Is Bitcoin Money? Can you Answer?

Views:2874 Time:2019-07-31 11:54:56 Author: NiceNIC.NET

 

Money as an Expectation


These days, what is and isn't "real money" is a conversation often obscured by politics, centralized regulation, and loud shouting matches between economists. After all, even the "leader of the free world" himself, Donald J. Trump recently stated: "I am not a fan of Bitcoin and other Cryptocurrencies, which are not money, and whose value is highly volatile and based on thin air."


The ideas formalized by Mises about the origins and value of money are largely extensions of thought from Austrian School founder Carl Menger. Menger pioneered the development of the subjective theory of value, rejecting the idea that the amount of time and labor put into the creation of a good mechanically determines its market value. In a nutshell, Mises' Regression Theorem (not labeled as such until his later works) states that although all value is indeed subjective, there is an objective exchange-value, or price (the result of the current market's subjective valuations), which determines a money or currency's usefulness at a given time.


In "The Theory of Money and Credit" he states: "The money prices of to-day are linked with those of yesterday and before, and with those of to-morrow and after."


In other words, the value of money today is a product of its exchange value yesterday, and an expectation of its potential future value. What money could be exchanged for by the holder in times past, influences what it can be exchanged for today, and the price of money today affects its value and perceived future utility, as well.
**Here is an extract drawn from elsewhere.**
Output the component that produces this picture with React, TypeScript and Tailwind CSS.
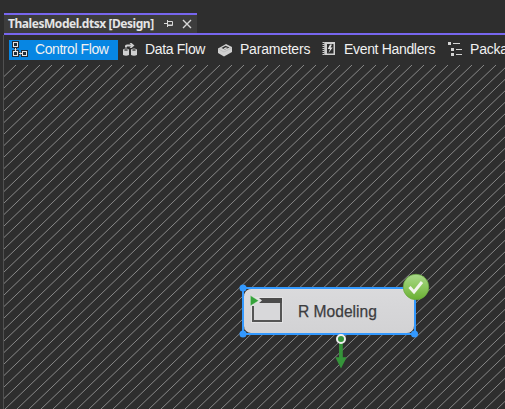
import React from 'react';

function Hatch() {
  const lines: React.ReactNode[] = [];
  for (let i = 0; i < 74; i++) {
    const x = 12 + i * 12;
    const y = 11.5 + i * 11.5;
    lines.push(<line key={i} x1={0} y1={y} x2={x} y2={0} />);
  }
  return (
    <svg className="absolute inset-0" width="501" height="344" stroke="#888888" strokeWidth="1">
      {lines}
    </svg>
  );
}

function ControlFlowIcon() {
  return (
    <svg width="16" height="16" viewBox="0 0 16 16" fill="none">
      <g fill="#1f2c38">
        <rect x="0" y="0" width="7" height="7" />
        <rect x="0" y="9" width="7" height="7" />
        <rect x="9" y="9" width="7" height="7" />
        <path d="M2 6h3v4H2zM6 11h4v3H6z" />
      </g>
      <g stroke="#e4e4e4">
        <rect x="1.5" y="1.5" width="4" height="4" />
        <rect x="1.5" y="10.5" width="4" height="4" />
        <rect x="10.5" y="10.5" width="4" height="4" />
        <path d="M3.5 7v3M2.5 8.5h2M7 12.5h3M8.5 11.5v2" />
      </g>
    </svg>
  );
}

function DataFlowIcon() {
  return (
    <svg width="16" height="16" viewBox="0 0 16 16" fill="#cfcfcf">
      <path d="M3 6.500V5Q3 3.500 5 3.500h4L7.500 2H9.500l3 2.500-3 2.500H7.500L9 5.500H5v1z" />
      <path d="M1 8.500Q4 6.500 7 8.500V14Q4 15.500 1 14zM9 8.500Q12 6.500 15 8.500V14Q12 15.500 9 14z" />
      <ellipse cx="4" cy="9" rx="2" ry=".7" fill="#3a3a3a" />
      <ellipse cx="12" cy="9" rx="2" ry=".7" fill="#3a3a3a" />
    </svg>
  );
}

function ParametersIcon() {
  return (
    <svg width="16" height="16" viewBox="0 0 16 16">
      <path d="M1 7.500l8-4.500 6 3v5l-8 4.500-6-3.500z" fill="#d0d0d0" />
      <path d="M1.500 8L7 11l7.500-4" stroke="#a8a8a8" strokeWidth=".5" fill="none" />
      <path d="M4.500 7l4-2.300 4 1.700L8 8.600z" fill="#2e2e2e" />
      <path d="M6.500 7.500l2.300-1.200 2 .7L8 8.500z" fill="#d0d0d0" />
    </svg>
  );
}

function EventIcon() {
  return (
    <svg width="14" height="14" viewBox="0 0 14 14">
      <path d="M3 0h10v13H3z" fill="#cfcfcf" />
      <path d="M5 2h6.500v9.500H5z" fill="#2e2e2e" />
      <path d="M8 2.500L5.700 7H8l-1.500 4 4.200-5.500H8.500L10 2.500z" fill="#e4e4e4" />
      <path d="M1.500 0v13" stroke="#cfcfcf" strokeWidth="2" strokeDasharray="1 1" />
      <path d="M2.800 0v13" stroke="#cfcfcf" strokeWidth="1" />
    </svg>
  );
}

function PackageIcon() {
  return (
    <svg width="14" height="14" viewBox="0 0 14 14" fill="#d4d4d4" shapeRendering="crispEdges">
      <path d="M0 0h3v3H0zM3 6h3v3H3zM3 11h3v3H3zM5 1h7v1H5zM8 7h6v1H8zM8 12h6v1H8z" />
    </svg>
  );
}

function Tab({ icon, label, className }: { icon: React.ReactNode; label: string; className: string }) {
  return (
    <div className={`flex h-5 shrink-0 items-center ${className}`}>
      <span className="flex w-4 shrink-0 justify-center pb-[2px]">{icon}</span>
      <span className="ml-[7px] whitespace-nowrap pb-px leading-[19px]">{label}</span>
    </div>
  );
}

function TaskNode() {
  return (
    <div className="absolute left-[238px] top-[222px] flex h-[48px] w-[174px] items-center border-2 border-[#3399ff]">
      <div className="flex h-full w-full items-center rounded-[7px] bg-gradient-to-b from-[#dadadc] to-[#d2d2d4] pl-[6px]">
        <svg width="34" height="32" viewBox="0 0 34 32" className="shrink-0">
          <path d="M1 2h32v26H1z" fill="#e2e2e3" />
          <path d="M4 8h26v18H4z" fill="#d8d8da" />
          <path d="M3 11v15h28V7" fill="none" stroke="#555555" strokeWidth="2" />
          <path d="M9 3h23v5H9l3-2.500z" fill="#4b4b4b" />
          <path d="M.3.300v10.700L8.800 5.700z" fill="#35a33b" stroke="#e6ece6" strokeWidth=".5" />
        </svg>
        <span className="ml-[14px] whitespace-nowrap pt-[2px] text-[15.600px] text-[#3d3d3f] [-webkit-text-stroke:0.25px_#3d3d3f]">R Modeling</span>
      </div>
    </div>
  );
}

function NodeAdorners() {
  return (
    <svg className="absolute inset-0" width="501" height="344">
      <defs>
        <linearGradient id="badge" x1="0" y1="0" x2="0" y2="1">
          <stop offset="0" stopColor="#a9d88a" />
          <stop offset=".5" stopColor="#8cc75e" />
          <stop offset="1" stopColor="#69ae32" />
        </linearGradient>
      </defs>
      <g fill="#3399ff">
        <circle cx="239" cy="223" r="3.500" />
        <circle cx="239" cy="269" r="3.500" />
        <circle cx="410.500" cy="269" r="3.500" />
      </g>
      <path d="M336.900 276v17" stroke="#35943a" strokeWidth="3.800" />
      <path d="M331.300 292.300h11.400L337 303.500z" fill="#35943a" />
      <circle cx="337" cy="274" r="4" fill="#35943a" stroke="#eeeeee" strokeWidth="2" />
      <circle cx="412" cy="222" r="12.800" fill="url(#badge)" stroke="#69a741" strokeWidth=".7" />
      <path d="M405.500 222l4.500 5 8-10" fill="none" stroke="#f1f4ed" strokeWidth="3" />
    </svg>
  );
}

export default function App() {
  return (
    <div className="flex h-[409px] w-[505px] flex-col overflow-hidden bg-[#2e2e2e] pt-[13px] font-['Liberation_Sans',Arial,sans-serif] text-[#f1f1f1]">
      <div className="ml-1 flex h-5 w-[193px] shrink-0 items-center border-t-2 border-[#7766ee] bg-[#3d3d3d] pl-1 font-['Noto_Sans','Open_Sans',sans-serif]">
        <span className="w-[146px] whitespace-nowrap text-[12px] font-bold tracking-[-0.450px] text-[#e5e5e5]">ThalesModel.dtsx [Design]</span>
        <svg className="ml-[10px] shrink-0" width="9" height="8" viewBox="0 0 9 8" fill="none" stroke="#d8d8d8">
          <path d="M0 3.500h3M3.500 0v7M4 1.500h4.500v4H4M4 5h4" />
        </svg>
        <svg className="ml-[9px] shrink-0" width="10" height="10" viewBox="0 0 10 10" stroke="#d8d8d8" strokeWidth="1.400">
          <path d="M1 1l8 8M9 1L1 9" />
        </svg>
      </div>
      <div className="ml-1 h-[2px] shrink-0 bg-[#7766ee]" />
      <div className="ml-[3px] flex min-h-0 flex-1 flex-col border-l border-[#505050]">
        <div className="flex h-[30px] shrink-0 items-start overflow-hidden pt-[5px] text-[14px]">
          <Tab className="ml-[5px] w-[109px] bg-[#0786e3] pl-[3px] tracking-[-0.430px]" icon={<ControlFlowIcon />} label="Control Flow" />
          <Tab className="w-[95px] pl-1 tracking-[-0.320px]" icon={<DataFlowIcon />} label="Data Flow" />
          <Tab className="w-[104px] pl-1 tracking-[-0.220px]" icon={<ParametersIcon />} label="Parameters" />
          <Tab className="w-[126px] pl-1 tracking-[-0.330px]" icon={<EventIcon />} label="Event Handlers" />
          <Tab className="pl-1 tracking-[-0.200px]" icon={<PackageIcon />} label="Package Explorer" />
        </div>
        <div className="relative min-h-0 flex-1 overflow-hidden">
          <Hatch />
          <TaskNode />
          <NodeAdorners />
        </div>
      </div>
    </div>
  );
}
If everyone knew the U.S. dollar was going to crash tomorrow, for example, its market value would plummet, as individual market actors dropped it feverishly for more stable stores of value and means of exchange. This shows that not only is money's price ultimately subjective, but that it is also intrinsically linked to those expected price relationships of the future, and the confidence carrying over from the prices of the past.


Can Anything Be Money?

If the current objective exchange-value of modern money is traced back to its origin as a barter commodity, gold is usually recognized as the source. According to Mises, the moment gold began to be valued not only as a metal for jewelry, engineering, and decoration, but also as a dominant, useful means of exchange, it became money. In this way, current money has its roots in non-monetary commodity value by way of gold. Money, in this sense, and properly understood, isn't just created "out of thin air."
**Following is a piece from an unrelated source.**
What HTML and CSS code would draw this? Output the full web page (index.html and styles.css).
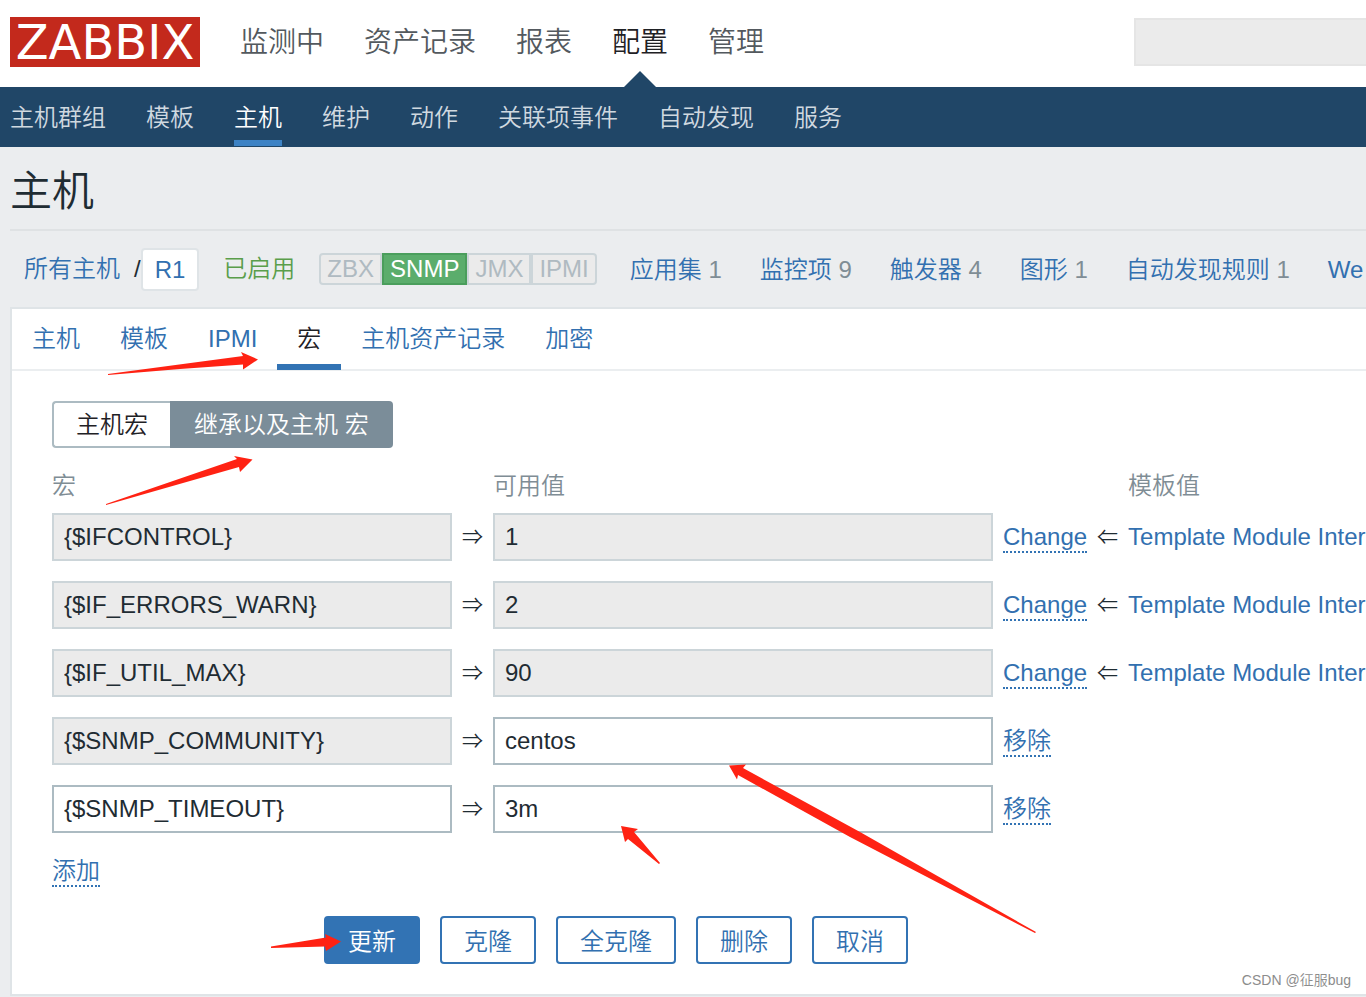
FILE: index.html
```html
<!DOCTYPE html>
<html lang="zh-CN">
<head>
<meta charset="utf-8">
<title>主机</title>
<link rel="stylesheet" href="styles.css">
</head>
<body>
<div class="page">
  <header class="top">
    <a class="logo" href="#">ZABBIX</a>
    <nav class="menu">
      <a href="#">监测中</a>
      <a href="#">资产记录</a>
      <a href="#">报表</a>
      <a class="active" href="#">配置</a>
      <a href="#">管理</a>
    </nav>
    <input class="search" type="text" aria-label="搜索">
  </header>
  <nav class="submenu">
    <a href="#">主机群组</a>
    <a href="#">模板</a>
    <a class="active" href="#">主机</a>
    <a href="#">维护</a>
    <a href="#">动作</a>
    <a href="#">关联项事件</a>
    <a href="#">自动发现</a>
    <a href="#">服务</a>
  </nav>
  <main class="content">
    <h1>主机</h1>
    <div class="crumbs">
      <a href="#">所有主机</a>
      <span class="slash">/</span>
      <a class="current" href="#">R1</a>
      <span class="enabled">已启用</span>
      <div class="agents">
        <span>ZBX</span><span class="on">SNMP</span><span>JMX</span><span>IPMI</span>
      </div>
      <ul class="counts">
        <li><a href="#">应用集</a> 1</li>
        <li><a href="#">监控项</a> 9</li>
        <li><a href="#">触发器</a> 4</li>
        <li><a href="#">图形</a> 1</li>
        <li><a href="#">自动发现规则</a> 1</li>
        <li><a href="#">We</a></li>
      </ul>
    </div>
    <form class="panel">
      <nav class="tabs">
        <a href="#">主机</a>
        <a href="#">模板</a>
        <a href="#">IPMI</a>
        <a class="active" href="#">宏</a>
        <a href="#">主机资产记录</a>
        <a href="#">加密</a>
      </nav>
      <div class="body">
        <div class="switch">
          <button type="button">主机宏</button><button class="selected" type="button">继承以及主机 宏</button>
        </div>
        <table class="macros">
          <thead>
            <tr><th>宏</th><th></th><th>可用值</th><th></th><th></th><th>模板值</th></tr>
          </thead>
          <tbody>
            <tr>
              <td><input class="name" type="text" value="{$IFCONTROL}" aria-label="宏" readonly></td>
              <td class="arrow">⇒</td>
              <td><input class="value" type="text" value="1" aria-label="可用值" readonly></td>
              <td><button class="link" type="button">Change</button></td>
              <td class="arrow">⇐</td>
              <td><a href="#">Template Module Inter</a></td>
            </tr>
            <tr>
              <td><input class="name" type="text" value="{$IF_ERRORS_WARN}" aria-label="宏" readonly></td>
              <td class="arrow">⇒</td>
              <td><input class="value" type="text" value="2" aria-label="可用值" readonly></td>
              <td><button class="link" type="button">Change</button></td>
              <td class="arrow">⇐</td>
              <td><a href="#">Template Module Inter</a></td>
            </tr>
            <tr>
              <td><input class="name" type="text" value="{$IF_UTIL_MAX}" aria-label="宏" readonly></td>
              <td class="arrow">⇒</td>
              <td><input class="value" type="text" value="90" aria-label="可用值" readonly></td>
              <td><button class="link" type="button">Change</button></td>
              <td class="arrow">⇐</td>
              <td><a href="#">Template Module Inter</a></td>
            </tr>
            <tr>
              <td><input class="name" type="text" value="{$SNMP_COMMUNITY}" aria-label="宏" readonly></td>
              <td class="arrow">⇒</td>
              <td><input class="value" type="text" value="centos" aria-label="可用值"></td>
              <td><button class="link" type="button">移除</button></td>
              <td></td>
              <td></td>
            </tr>
            <tr>
              <td><input class="name" type="text" value="{$SNMP_TIMEOUT}" aria-label="宏"></td>
              <td class="arrow">⇒</td>
              <td><input class="value" type="text" value="3m" aria-label="可用值"></td>
              <td><button class="link" type="button">移除</button></td>
              <td></td>
              <td></td>
            </tr>
          </tbody>
        </table>
        <button class="link" type="button">添加</button>
        <div class="actions">
          <button class="primary" type="submit">更新</button>
          <button type="button">克隆</button>
          <button type="button">全克隆</button>
          <button type="button">删除</button>
          <button type="button">取消</button>
        </div>
      </div>
    </form>
  </main>
  <svg class="marks" width="1366" height="997" viewBox="0 0 1366 997" aria-hidden="true">
    <path d="M108 374 L243 356 L241 352 L258 359.500 L243 369.500 L243 364.500 L180 369 L108 375Z"/>
    <path d="M106 504 L237 459 L234 456 L252.500 459.500 L240 472 L239 467 L106 505Z"/>
    <path d="M729 765.500 L746 764.500 L743 768 L860 832 L1036 932 L1035 933 L850 837 L738 775 L737 779.500Z"/>
    <path d="M621 826 L638 829 L634 832 L660 863 L659 864 L628 839 L625 842Z"/>
    <path d="M271 946.500 L326 937.500 L325 934 L341 941.500 L326 951 L325 946.500 L271 948Z"/>
  </svg>
  <div class="watermark">CSDN @征服bug</div>
</div>
</body>
</html>
```
FILE: styles.css
```css
* { box-sizing: border-box; }

body {
  margin: 0;
  background: #ebedef;
  color: #1f2c33;
  font-family: "Liberation Sans", "Noto Sans CJK SC", sans-serif;
  font-size: 24px;
  font-weight: 350;
  line-height: 36px;
}

a { color: #3270b0; text-decoration: none; }

button, input { font: inherit; color: inherit; }

.page {
  position: relative;
  overflow: hidden;
  padding-bottom: 1px;
  white-space: nowrap;
}

/* Header */
.top {
  display: flex;
  align-items: center;
  height: 87px;
  padding: 0 0 3px 10px;
  background: #fff;
}

.logo {
  flex: none;
  width: 190px;
  height: 50px;
  background: #c3291c;
  color: #fff;
  font-family: "DejaVu Sans", sans-serif;
  font-size: 48px;
  font-weight: 400;
  line-height: 50px;
  text-align: center;
}

.menu {
  display: flex;
  gap: 40px;
  margin-left: 40px;
  padding-top: 2px;
  font-size: 28px;
}

.menu a { position: relative; color: #53595e; }
.menu a.active { color: #1f2125; }

.menu a.active::after {
  content: "";
  position: absolute;
  top: 46px;
  left: 50%;
  margin-left: -16px;
  border: 16px solid transparent;
  border-top: 0;
  border-bottom-color: #204667;
}

.search {
  flex: none;
  width: 252px;
  height: 48px;
  margin: 0 -20px 0 auto;
  border: 2px solid #e5e5e5;
  background: #ebebeb;
}

.submenu {
  display: flex;
  gap: 40px;
  height: 60px;
  padding: 0 10px;
  background: #204667;
  line-height: 62px;
}

.submenu a { height: 59px; color: #d0d9e0; }
.submenu a.active { border-bottom: 6px solid #3d83c5; color: #fff; }

/* Host summary */
.content { padding-left: 10px; }

h1 {
  margin: 0;
  padding: 20px 0 12px;
  border-bottom: 2px solid #dfe2e4;
  font-size: 42px;
  font-weight: inherit;
  line-height: 50px;
}

.crumbs {
  display: flex;
  align-items: center;
  height: 76px;
  padding-left: 14px;
  line-height: 38px;
}

.slash { margin-left: 14px; }

.current {
  padding: 1px 12px 0;
  border: 2px solid #dfe4e7;
  border-radius: 4px;
  background: #fff;
}

.enabled { margin-left: 24px; color: #5a9e4b; }

.agents {
  display: flex;
  margin-left: 24px;
  line-height: 28px;
}

.agents span {
  padding: 0 6px;
  border: 2px solid #ccd5d9;
  background: #ebebeb;
  color: #afbac1;
}

.agents span:first-child { border-radius: 4px 0 0 4px; }
.agents span:last-child { border-radius: 0 4px 4px 0; }
.agents .on { border-color: #4a9e5c; background: #5bad6c; color: #fff; }

.counts {
  display: flex;
  gap: 38px;
  margin: 0 0 0 33px;
  padding: 2px 0 0;
  color: #7f8d95;
  list-style: none;
}

/* Form panel */
.panel {
  margin-right: -20px;
  border: 2px solid #dfe4e7;
  background: #fff;
}

.tabs {
  display: flex;
  height: 62px;
  border-bottom: 2px solid #ebeef0;
  line-height: 60px;
}

.tabs a { height: 61px; padding: 0 20px; }
.tabs a.active { border-bottom: 6px solid #3273b4; color: #1f2125; }

.body { padding: 30px 40px; }

.switch { display: flex; }

.switch button {
  height: 47px;
  padding: 0 22px;
  border: 2px solid #acbbc2;
  border-right: 0;
  border-radius: 4px 0 0 4px;
  background: #fff;
  color: #1f2125;
}

.switch .selected {
  padding: 0 24px;
  border: 0;
  border-radius: 0 4px 4px 0;
  background: #7b8d99;
  color: #fff;
}

.macros { margin: 21px 0 10px; border-spacing: 0; }

.macros th {
  height: 34px;
  padding: 0;
  color: #7f8d95;
  font-weight: inherit;
  line-height: 34px;
  text-align: left;
}

.macros td { height: 68px; padding: 0; }

.macros .arrow { padding: 0 10px; font-size: 21px; }

.macros input {
  display: block;
  height: 48px;
  padding: 0 10px;
  border: 2px solid #acbbc2;
  background: #fff;
}

.macros input:read-only { border-color: #ccd5d9; background: #ebebeb; }
.macros .name { width: 400px; }
.macros .value { width: 500px; margin-right: 10px; }

.link {
  padding: 0;
  border: 0;
  border-bottom: 2px dotted #3273b4;
  background: none;
  color: #3270b0;
  line-height: 28px;
}

.actions {
  display: flex;
  gap: 20px;
  margin: 27px 0 0 272px;
}

.actions button {
  height: 48px;
  padding: 3px 22px 0;
  border: 2px solid #3273b4;
  border-radius: 4px;
  background: #fff;
  color: #3270b0;
}

.actions .primary { background: #3273b4; color: #fff; }

/* Annotations */
.marks {
  position: absolute;
  top: 0;
  left: 0;
  fill: #ff2213;
  pointer-events: none;
}

.watermark {
  position: absolute;
  right: 15px;
  bottom: 8px;
  color: #8c8c8c;
  font-size: 14px;
  line-height: 18px;
}
```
But wait a second. If basically any good's exchange price can be traced back to gold, that seems to imply that absolutely anything could become money. Hostess cupcakes are delicious, and they have an exchange value relationship with dollars, which are ostensibly connected to gold's value via the Regression Theorem. As such, if a given market began using cupcakes as a medium of exchange more popular than dollars, and called them money, would it make them so?

What About Bitcoin? 

Some argue bitcoin can't be linked to gold like fiat can. It's critical to remember though, that both Mises and Menger were strongly opposed to inflationary, violence-backed currencies like the U.S. dollar. Mises urged a return to the gold standard. Though the USD has an exchange price today argued to be resultant of objective exchange-value confidence in gold many years ago, abandonment of the gold standard and the violent enforcement of adoption has rendered this connection (aside from inherited price perception) tenuous at best. Still, bitcoin has no such perceived time-honored legacy, regardless.


It emerged seemingly out of nowhere, and in a sense, out of nothing. A kind of economic big bang phenomenon. However, like gold, bitcoin can also be argued to have a non-monetary, original commodity exchange value. According to libertarian economist Jeffrey Tucker: The innovation here, even according to the words of its inventor, is the payment network, not the coin. The coin or digital unit only expresses the value of the network. It is an accounting tool that absorbs and carries the value of the network through time and space.”


Nevertheless, if we trace to its deepest springs, first the subjective and then the objective exchange-value of commodities, we find that in the last resort it is still the subjective use-value of things that determines the esteem in which they are held.


Menger states that "Man himself is the beginning and the end of every economy." As such, we're at an interesting crossroads. It remains to be seen whether bitcoin or some other currency can or will overtake the violence-backed dollar. It's also not certain whether the Bitcoin network would retain its commodity value in a USD market collapse scenario.


Money, Here and Now

If tomorrow all the gold were somehow launched from the earth into outer space, economic life here would arguably be thrown into upheaval. That said, it wouldn’t be impossible, and new economies would emerge.